The Blessing Christ
	
	
		Type: 
		
		Icon
		
		
		
		
		
		
		
		
	
	
	Period: 
	
	
	From
	
		
		
		
		the end of the
		
		
		
		18 century
	
	
	
	
	to
	
		
		the beginning of the
		
		
		
		
		
		19 century
	
	
	
	
	
		
		
			Toma Vishanov-Molera, born around 1750, painter of icons and murals, founder of the Bansko school of art. He grew up in the family of the clergyman Vishan. Around 1765 he went to Vienna, where he studied painting. It is not known who were his teachers there or when he returned to Bansko.
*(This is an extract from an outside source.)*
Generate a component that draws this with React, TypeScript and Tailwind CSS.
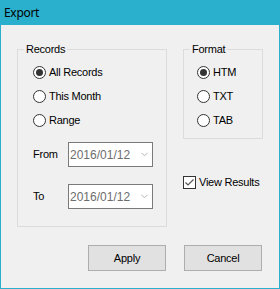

His fellow villagers called him the Moler, Molera(from German Maler ‘painter’), whence the entire family's surname. Under the influence of the European 18th century art Toma Vishanov painted his works in a new manner, unknown until then in Orthodox art. The figures are realistic, vivid, expressive. Toma Vishanov is an innovator in the early period of Bulgarian Renaissance. His ideas on art were not understood and at first were rejected by his contemporaries. His work has not been studied extensively. He died after 1811 in Bansko.
		
	
	
		
	
	
		Dimmensions (cm): 
		
		55
		
		
		/ 36
				
		
		/ 2.5
		
	
	
		Location
		
			Country: Bulgaria
		
		
			Province: Blagoevgrad
		
		
			Town: Bansko
		
		
		
		
		
		
		
			Museum: Museum complex
		
		
		
	
	
		Source
		
			Country: Bulgaria
		
		
			Province: Blagoevgrad
		
		
			Town: Razlog
		
		
		
		
			Church: St. Great Martyr George
		
		
		
		
		
		
	
	
	
	Description
	Christ is portrayed to the waist, blessing with his right hand, and holding a book in his left hand. The representation differs to a considerable degree from the traditional one in similar compositions on the theme of "The Blessing Christ." The iconographer has painted rather a portrait of a nobleman, than of an iconographic figure. This has been achieved by means of an extremely fine modeling, a delicate line-work, a dynamic and lively contour, generalizing the overall treatment of the form. The image is alien to all the typological cliches, going beyond the framework of the traditional for that period representations of Christ the Great Hierarch, Christ the King of Kings, or Christ Pantocrator. This image is a novel and unexpected phenomenon, which had probably been met in the past by the painter's contemporaries with surprise and probably with disapproval.
	
	
		Iconographical technique: Oil
		
	
	
		Base material: Wood
		
			The icon's base is a one-piece softwood panel, reinforced with two additionally inserted beams.
		
	
	
	State, restoration traces and comments
	There are along the aureole traces of a number of nails, which fact speaks for the previous existence of a metal cover. There are no traces of any previous restorative intervention.